For today though, the big idea that I am left with really is this idea that Daniel gives us around prayer, around getting into the proper frame of reference when we pray. And, once we are in the right frame of mind, we are in a place where we can hear from God. It seems to me that there are few absolutes in terms of ‘if I do this, God will do that’; but when we pray, not with the right words, but with the right heart and mind, God always seems to show up in one way or another. It may be a whisper that we hear, it may be a thought we coincidentally get in that moment, it may be a person we are reminded of, it may be a feeling of contentment, or it may be a feeling that we sense we are being called to some action...but, I really can’t recall a time I earnestly prayed like Daniel shows us and I didn’t get some kind of a response from God. That’s encouraging.
In reading this chapter, which is really a prayer and response session between Daniel and God via Gabriel, I can’t help but appreciate the pattern Daniel uses in his prayer.
Declaration - God is great, and God is in control of His creation
Confession - We have sinned...and here are our specific confessions
Request - Following an honest confession, you can’t help but be completely humble in your requests, because you’ve just declared how undeserving you are of grace, and that’s the perfect state from which to make requests
This is the same pattern we see in The Lord’s Prayer, and really any other prayer sequence in scripture - it is a great reminder for us. Our hearts have to be in the right place, and our requests in the right context, if we are going to pray effectively. This sequence is for OUR benefit, so that when we ask, we are ready to hear from God.
As a side note - it is readings like this where we find some of the best evidence for supporting the idea that there were already books/manuscripts that were considered sacred. Daniel is quoting various parts of our Bible in this prayer, as do many other prophets, and that really establishes that there were books that were already adopted into our faith way before we ever created and bound ‘the Bible’ that we carry around today. In other words, most of what is in the Bible is in the Bible not because people put it there - but because it was already widely accepted that those were the legitimate manuscripts and teachings that actually happened and had wide acceptance. That’s a big idea to grasp.

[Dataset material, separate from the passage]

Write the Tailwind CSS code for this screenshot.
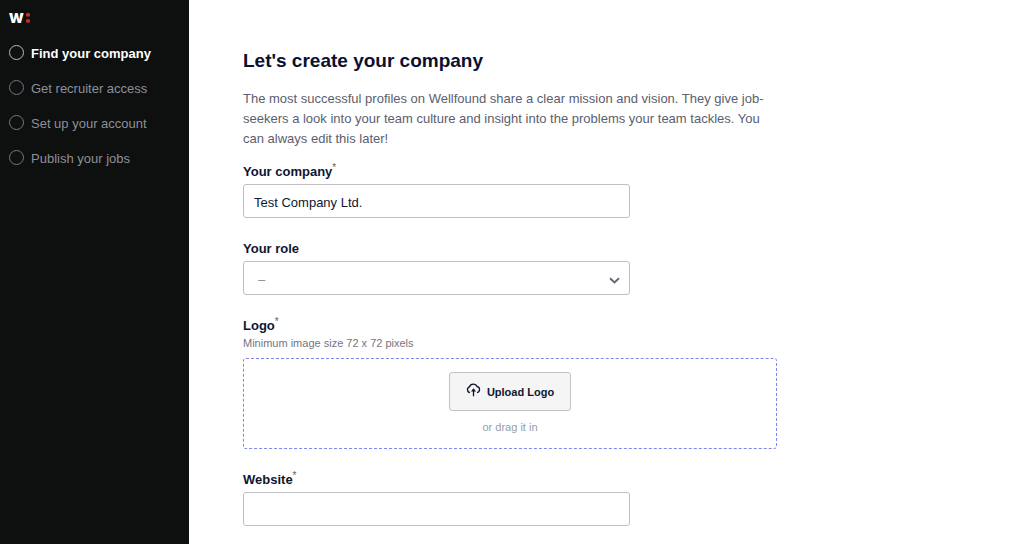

In reading this morning, I also found a mind-numbing amount of information and narrative around trying to reconstruct timelines based on Daniel’s numbers in here. It is amazing the lengths to which people have gone to try to decipher these numbers. After thumbing through the commentaries, what I find MOST fascinating is that, regardless of the commentary, there seems to be amazing predictive power in these words. There are several plausible interpretations, but they are all accurate in describing events to come in the future from Daniel. That’s amazing.
For today though, the big idea that I am left with really is this idea that Daniel gives us around prayer, around getting into the proper frame of reference when we pray. And, once we are in the right frame of mind, we are in a place where we can hear from God. It seems to me that there are few absolutes in terms of ‘if I do this, God will do that’; but when we pray, not with the right words, but with the right heart and mind, God always seems to show up in one way or another. It may be a whisper that we hear, it may be a thought we coincidentally get in that moment, it may be a person we are reminded of, it may be a feeling of contentment, or it may be a feeling that we sense we are being called to some action...but, I really can’t recall a time I earnestly prayed like Daniel shows us and I didn’t get some kind of a response from God. That’s encouraging.